By the numbers: Ninkovich played 1,076 defensive snaps in 2012, but was flagged for just one penalty (a three-yard flag for encroachment) on the year. It represents the lowest penalty total on the roster of anyone who played at least 600 defensive snaps.
Key new player: Kelly. Like we wrote when he was first acquired, it’s always hard to gauge the talent level of a player coming out of Oakland. Sometimes, it’s clear the player has nothing left, and there was a reason why the Raiders let him go. (Locally, Andrew Walter and Doug Gabriel come to mind.) Other times, it’s clear he was just a bad fit in Oakland, a team where many veterans have said there can be little incentive and even less accountability — by way of example, wide receiver Randy Moss was rejuvenated by a 2007 trade that shipped him from the Raiders to New England.
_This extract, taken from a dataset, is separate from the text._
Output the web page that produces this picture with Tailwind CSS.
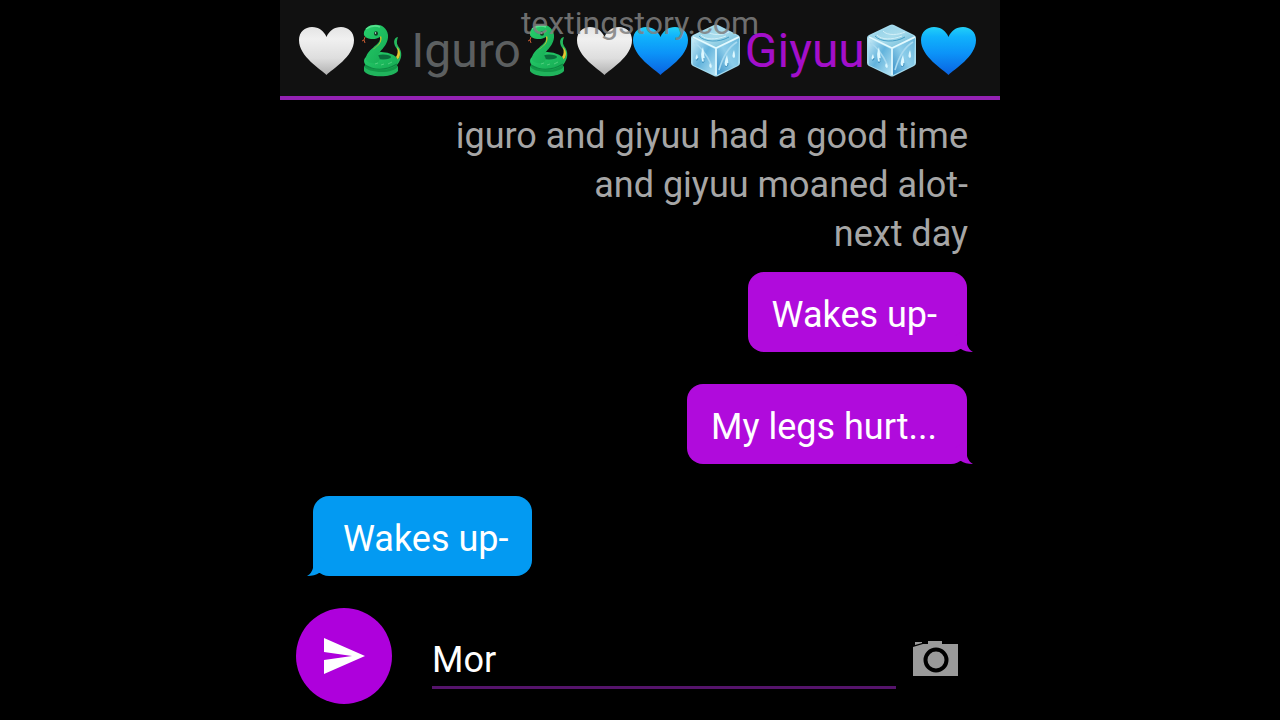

He hasn’t put the pads on yet, but it appears that Kelly has a good chance of being more of the latter than the former. His new teammates have said good things about the 32-year-old, and the thinking is that if he could have his snaps managed (not unlike the Patriots were able to do with Gerard “Big Money” Warren in 2010 and 2011), he could be a valuable part of the New England defensive line. One to watch this summer.
The skinny: The names and faces change every year, and every year, the story is the same: this group will go as far as Wilfork can take it. Look for the Jones/Ninkovich combo to start the year on the outside, while a rotation of linemen (Kelly, Armstead) work next to Wilfork, depending on the situation. There is some depth here, but many of the faces are so new and the pads have yet to go on, so it would be wise to reserve judgment on what they can produce going forward. But when it comes to the defensive linemen who have already spent time in New England, their collective history tells us the expectation level should be high as the 2013 season dawns.